A regular at the annual Llandinam shoot in the 1950s, Kyffin Williams recalled how, when ‘the weather became too bad for a shoot, [they] went to Gregynog.’ He remembered Margaret Davies as ‘a gentle soft-voiced woman, diffident yet welcoming. We wandered through the house past Gauguins, Renoirs, Van Goghs, Monets and some Old Masters as well. The best of Sickert, John and Gilman could be seen beside the work of contemporary artists. I so much enjoyed those visits that on one day of the week I always prayed for rain.’
One hundred years on, Gregynog’s Music Room is filled with the best of Wales’s visual and decorative arts. Gwendoline and Margaret Davies would be delighted to see art appreciation and collecting in Wales flourishing at Gregynog, content in the knowledge that art collecting is no longer the exclusive domain of a privileged few.

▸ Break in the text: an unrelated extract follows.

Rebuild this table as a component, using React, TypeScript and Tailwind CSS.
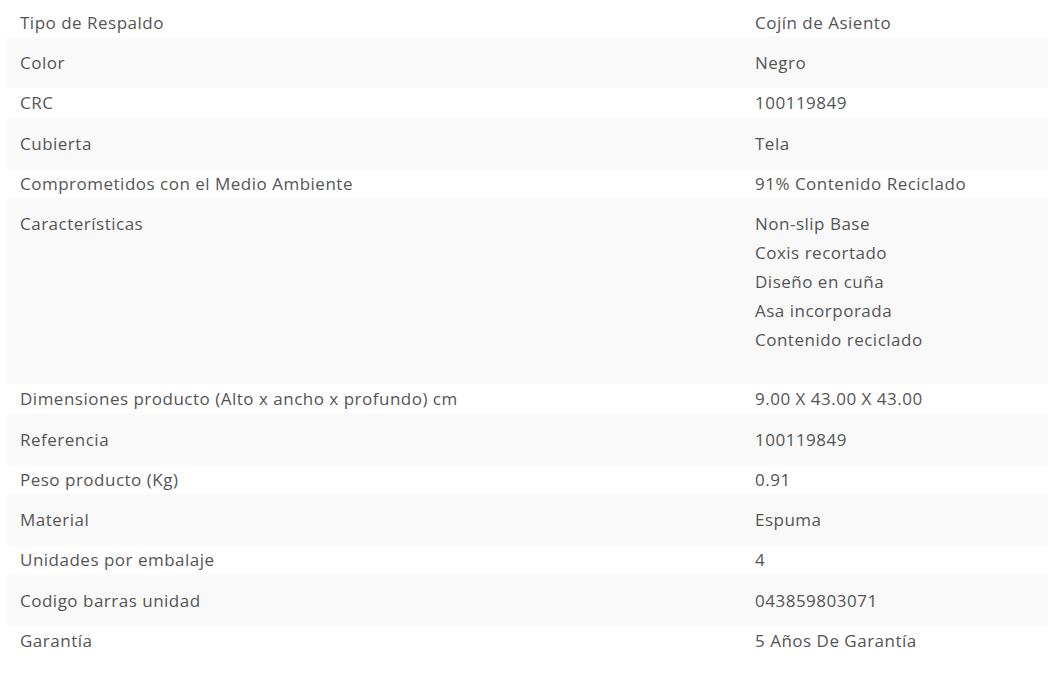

The sisters’ legacy endures as Gregynog Hall embarks on a new chapter in its history under the custodianship of the independent charitable Gregynog Trust. In its commitment to safeguard and support access to culture, history and nature, it continues to uphold the sisters’ values.
For 60 years following the death of Margaret Davies in 1963, Gregynog was a popular intercollegiate residential conference facility run by the University of Wales. The academic market greatly diminished with the breakup of the University of Wales in 2009 and the nationwide introduction of student fees in 2011. Cash-strapped universities, and impecunious students (who now maintain a job or two to fund their tuition fees, rent and subsistence) could no longer afford to come in large numbers.
And so, faced with the significant challenge of securing a sustainable future for the Hall and Estate, we seek to diversify our activities, broaden our reach, and engage with ever-wider audiences to share in all that Gregynog has to offer. We are delighted through our partnership with Rogers Jones & Co. to be welcoming to Gregynog new and existing collectors to view, and hopefully acquire for themselves, some of Wales’s finest artistic achievements.